- _Objective_:
Copy exactly the lines that run from the top of the listing to the line containing "IoSend, IoChevronDown, IoChevronUp", both ends included, and omit the pictures.

- _Stored data_:
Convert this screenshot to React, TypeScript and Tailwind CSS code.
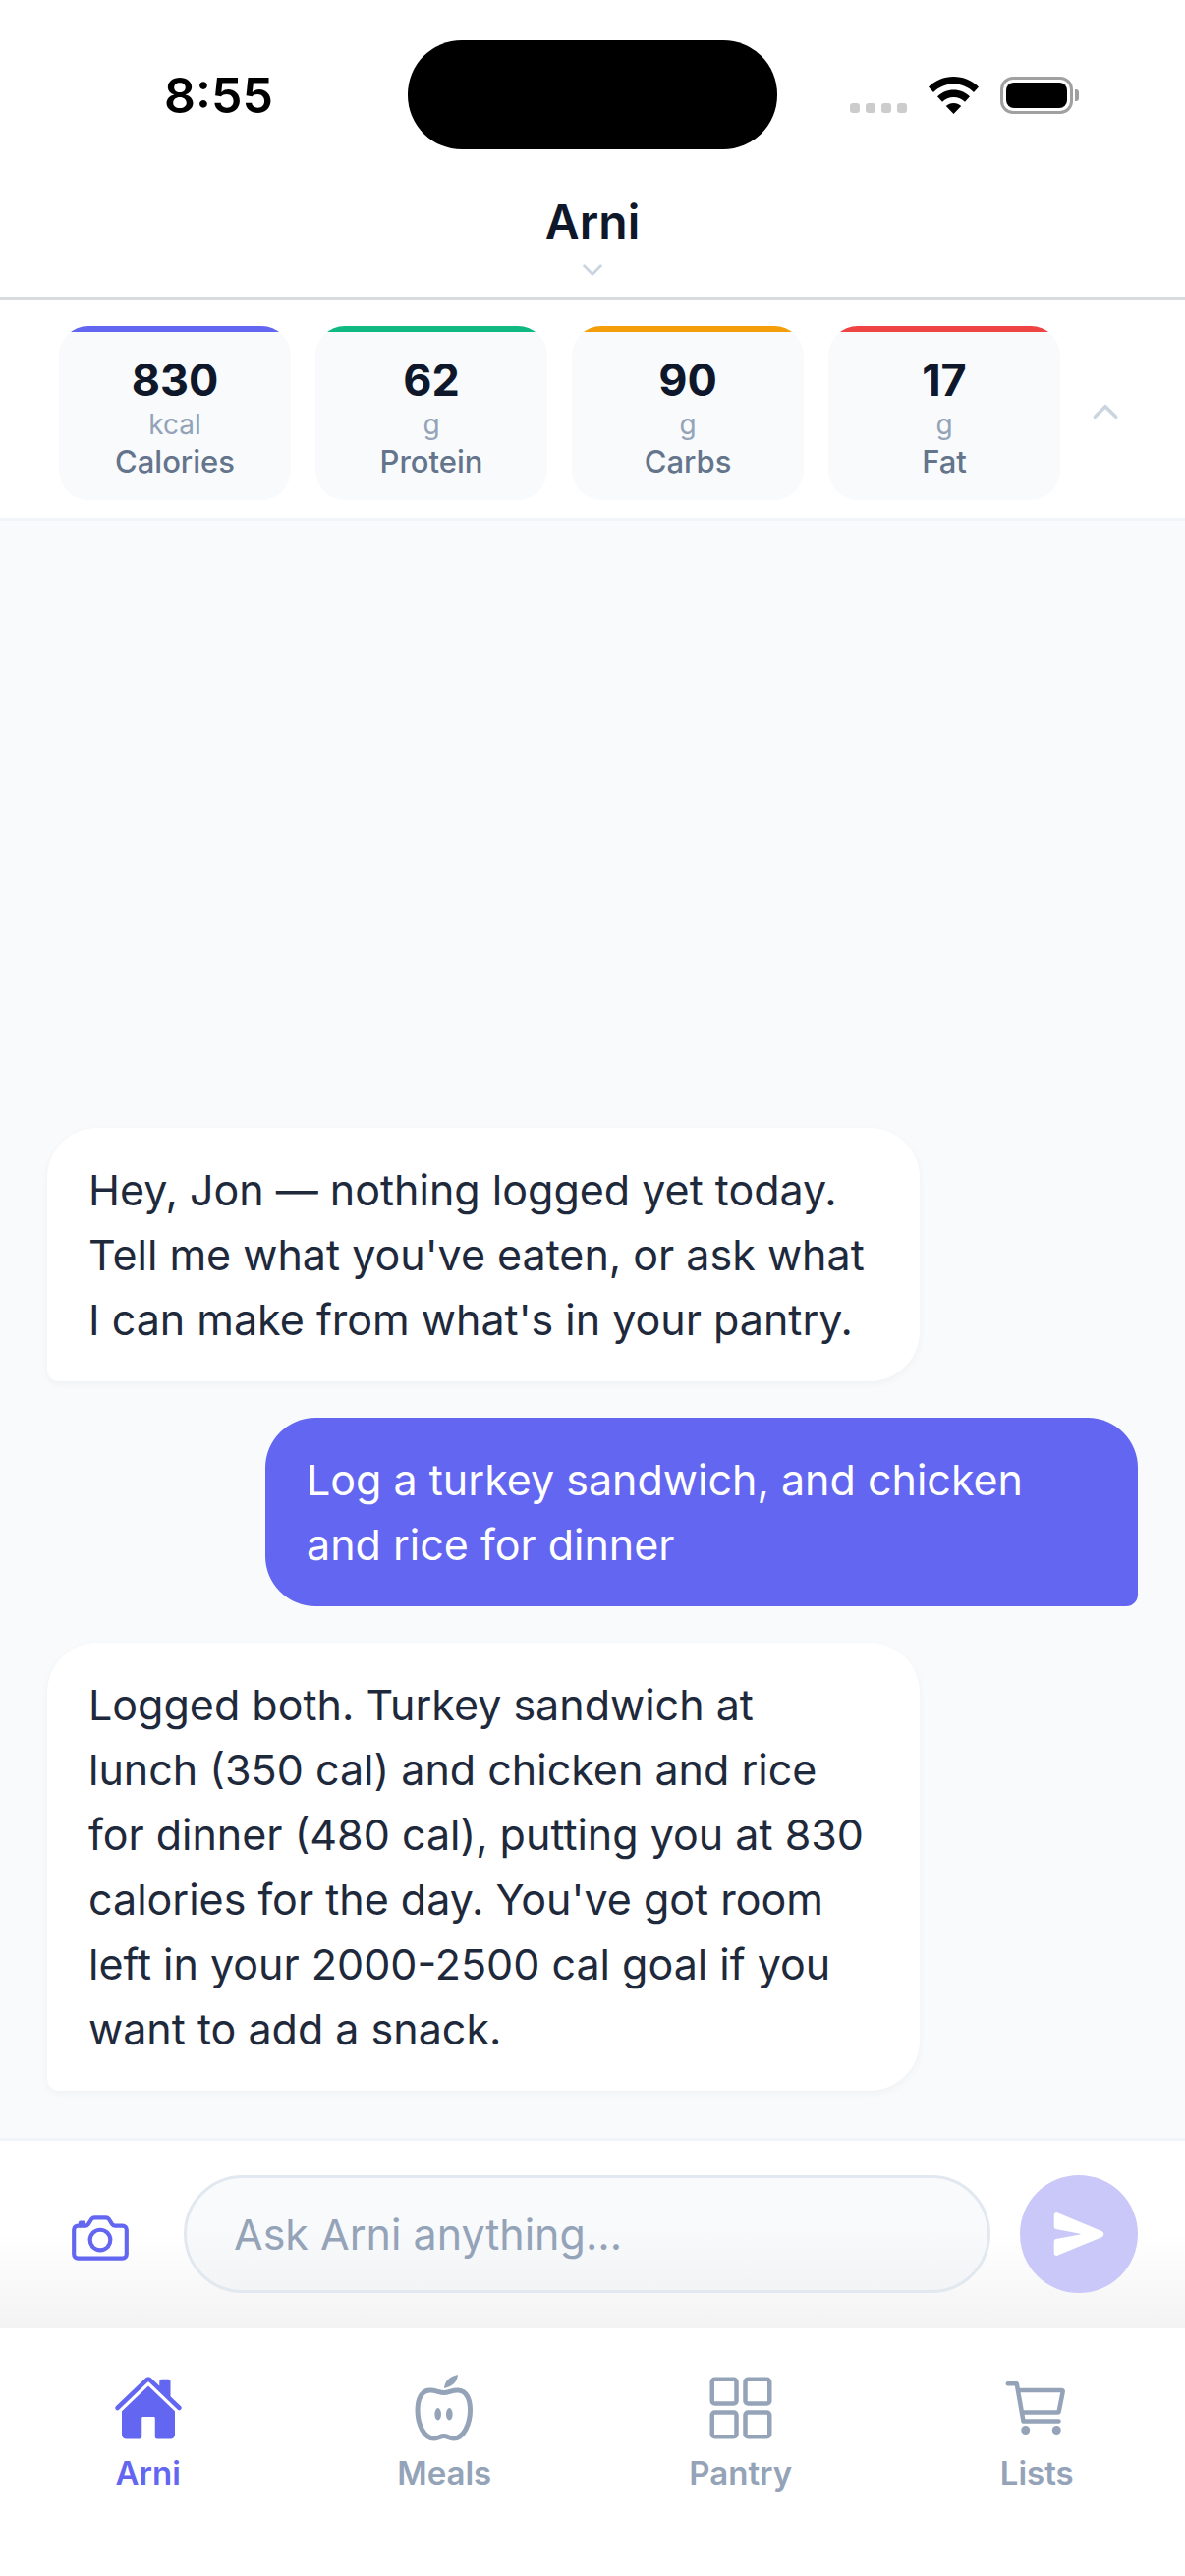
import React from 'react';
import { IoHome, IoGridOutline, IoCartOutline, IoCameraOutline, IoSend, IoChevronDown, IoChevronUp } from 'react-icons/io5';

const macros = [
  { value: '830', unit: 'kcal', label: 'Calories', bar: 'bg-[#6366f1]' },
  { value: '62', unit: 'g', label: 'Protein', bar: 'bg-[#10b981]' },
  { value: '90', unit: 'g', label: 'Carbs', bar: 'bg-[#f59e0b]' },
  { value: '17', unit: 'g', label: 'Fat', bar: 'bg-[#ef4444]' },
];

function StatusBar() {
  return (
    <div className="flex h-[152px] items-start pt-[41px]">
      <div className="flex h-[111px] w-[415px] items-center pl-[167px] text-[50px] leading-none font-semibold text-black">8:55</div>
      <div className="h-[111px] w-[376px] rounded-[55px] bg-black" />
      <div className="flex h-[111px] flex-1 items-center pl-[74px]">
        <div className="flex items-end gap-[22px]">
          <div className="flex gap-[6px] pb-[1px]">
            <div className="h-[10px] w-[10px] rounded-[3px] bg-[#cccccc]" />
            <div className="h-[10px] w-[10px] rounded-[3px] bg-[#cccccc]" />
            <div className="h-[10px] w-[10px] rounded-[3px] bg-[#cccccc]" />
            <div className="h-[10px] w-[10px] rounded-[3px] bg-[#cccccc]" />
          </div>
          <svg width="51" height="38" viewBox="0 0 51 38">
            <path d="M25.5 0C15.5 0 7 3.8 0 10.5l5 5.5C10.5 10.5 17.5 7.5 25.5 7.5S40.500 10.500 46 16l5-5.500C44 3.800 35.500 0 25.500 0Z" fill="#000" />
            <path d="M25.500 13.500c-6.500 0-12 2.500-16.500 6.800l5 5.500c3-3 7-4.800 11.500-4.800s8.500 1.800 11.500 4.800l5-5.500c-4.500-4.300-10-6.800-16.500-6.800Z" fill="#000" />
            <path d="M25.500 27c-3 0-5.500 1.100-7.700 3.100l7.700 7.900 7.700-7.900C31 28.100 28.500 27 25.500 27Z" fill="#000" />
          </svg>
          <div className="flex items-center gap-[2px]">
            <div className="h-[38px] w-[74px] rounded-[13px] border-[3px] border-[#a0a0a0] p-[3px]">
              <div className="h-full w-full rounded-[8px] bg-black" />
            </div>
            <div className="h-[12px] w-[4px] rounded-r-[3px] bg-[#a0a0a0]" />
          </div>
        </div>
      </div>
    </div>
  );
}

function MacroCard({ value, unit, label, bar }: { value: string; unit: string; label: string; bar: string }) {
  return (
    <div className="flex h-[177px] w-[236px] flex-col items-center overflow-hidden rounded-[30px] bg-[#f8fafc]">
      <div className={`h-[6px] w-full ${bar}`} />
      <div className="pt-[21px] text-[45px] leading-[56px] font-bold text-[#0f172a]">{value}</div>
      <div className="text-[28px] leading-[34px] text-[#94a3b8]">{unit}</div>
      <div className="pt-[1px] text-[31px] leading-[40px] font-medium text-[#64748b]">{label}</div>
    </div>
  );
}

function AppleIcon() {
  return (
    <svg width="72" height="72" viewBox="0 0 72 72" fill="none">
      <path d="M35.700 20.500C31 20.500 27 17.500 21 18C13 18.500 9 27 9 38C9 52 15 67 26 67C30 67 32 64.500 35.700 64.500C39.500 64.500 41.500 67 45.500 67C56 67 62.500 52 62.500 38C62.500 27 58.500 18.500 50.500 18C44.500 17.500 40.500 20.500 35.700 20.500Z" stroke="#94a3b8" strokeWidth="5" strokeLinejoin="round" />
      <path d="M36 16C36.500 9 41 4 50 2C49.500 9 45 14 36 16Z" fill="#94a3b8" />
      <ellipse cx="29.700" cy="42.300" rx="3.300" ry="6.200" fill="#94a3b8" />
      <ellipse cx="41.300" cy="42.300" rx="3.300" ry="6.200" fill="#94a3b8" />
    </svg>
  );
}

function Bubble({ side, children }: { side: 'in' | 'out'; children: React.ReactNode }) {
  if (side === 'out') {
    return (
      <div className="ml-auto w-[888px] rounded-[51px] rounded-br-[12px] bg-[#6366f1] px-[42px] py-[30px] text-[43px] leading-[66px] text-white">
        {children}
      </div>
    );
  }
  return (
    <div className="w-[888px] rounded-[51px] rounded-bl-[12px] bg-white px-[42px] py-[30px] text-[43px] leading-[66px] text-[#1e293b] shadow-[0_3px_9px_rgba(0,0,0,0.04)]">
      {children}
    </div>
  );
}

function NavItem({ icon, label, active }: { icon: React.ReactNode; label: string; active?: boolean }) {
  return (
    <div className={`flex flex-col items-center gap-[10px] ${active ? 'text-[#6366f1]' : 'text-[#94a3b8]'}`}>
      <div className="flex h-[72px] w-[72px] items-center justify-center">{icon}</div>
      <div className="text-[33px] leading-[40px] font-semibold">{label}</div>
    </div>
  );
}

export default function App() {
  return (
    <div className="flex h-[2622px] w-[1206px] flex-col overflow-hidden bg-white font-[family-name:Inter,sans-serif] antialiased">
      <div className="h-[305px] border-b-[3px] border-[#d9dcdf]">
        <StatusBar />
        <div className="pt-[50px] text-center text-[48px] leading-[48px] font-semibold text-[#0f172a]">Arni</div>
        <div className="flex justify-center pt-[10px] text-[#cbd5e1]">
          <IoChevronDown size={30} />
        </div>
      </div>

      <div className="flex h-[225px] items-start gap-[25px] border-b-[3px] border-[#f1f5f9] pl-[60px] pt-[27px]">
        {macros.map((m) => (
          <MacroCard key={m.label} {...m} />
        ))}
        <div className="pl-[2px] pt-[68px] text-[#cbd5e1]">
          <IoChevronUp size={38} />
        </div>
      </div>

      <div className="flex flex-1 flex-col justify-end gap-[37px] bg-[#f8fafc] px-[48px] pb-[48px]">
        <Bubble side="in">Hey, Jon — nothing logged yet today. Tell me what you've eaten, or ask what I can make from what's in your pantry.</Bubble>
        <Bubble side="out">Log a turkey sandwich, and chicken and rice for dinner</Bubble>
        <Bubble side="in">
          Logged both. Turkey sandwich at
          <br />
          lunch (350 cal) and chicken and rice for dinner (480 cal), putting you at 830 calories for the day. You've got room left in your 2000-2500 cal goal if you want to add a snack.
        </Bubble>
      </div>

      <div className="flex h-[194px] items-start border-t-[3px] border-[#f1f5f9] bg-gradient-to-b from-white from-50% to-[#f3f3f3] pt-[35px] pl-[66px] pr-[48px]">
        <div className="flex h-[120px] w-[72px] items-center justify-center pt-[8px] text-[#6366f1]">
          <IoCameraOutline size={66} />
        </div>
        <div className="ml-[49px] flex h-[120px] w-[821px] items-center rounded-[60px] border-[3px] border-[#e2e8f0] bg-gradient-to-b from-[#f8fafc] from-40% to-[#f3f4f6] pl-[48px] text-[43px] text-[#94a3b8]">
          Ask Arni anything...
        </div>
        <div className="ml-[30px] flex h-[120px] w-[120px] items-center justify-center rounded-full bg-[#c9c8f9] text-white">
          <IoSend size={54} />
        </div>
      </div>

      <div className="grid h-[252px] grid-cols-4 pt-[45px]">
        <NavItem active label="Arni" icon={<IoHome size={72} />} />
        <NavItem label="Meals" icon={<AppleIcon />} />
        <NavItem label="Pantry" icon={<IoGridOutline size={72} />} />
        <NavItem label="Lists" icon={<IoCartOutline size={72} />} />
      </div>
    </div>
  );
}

- _Answer_:
Convert this screenshot to React, TypeScript and Tailwind CSS code.
import React from 'react';
import { IoHome, IoGridOutline, IoCartOutline, IoCameraOutline, IoSend, IoChevronDown, IoChevronUp } from 'react-icons/io5';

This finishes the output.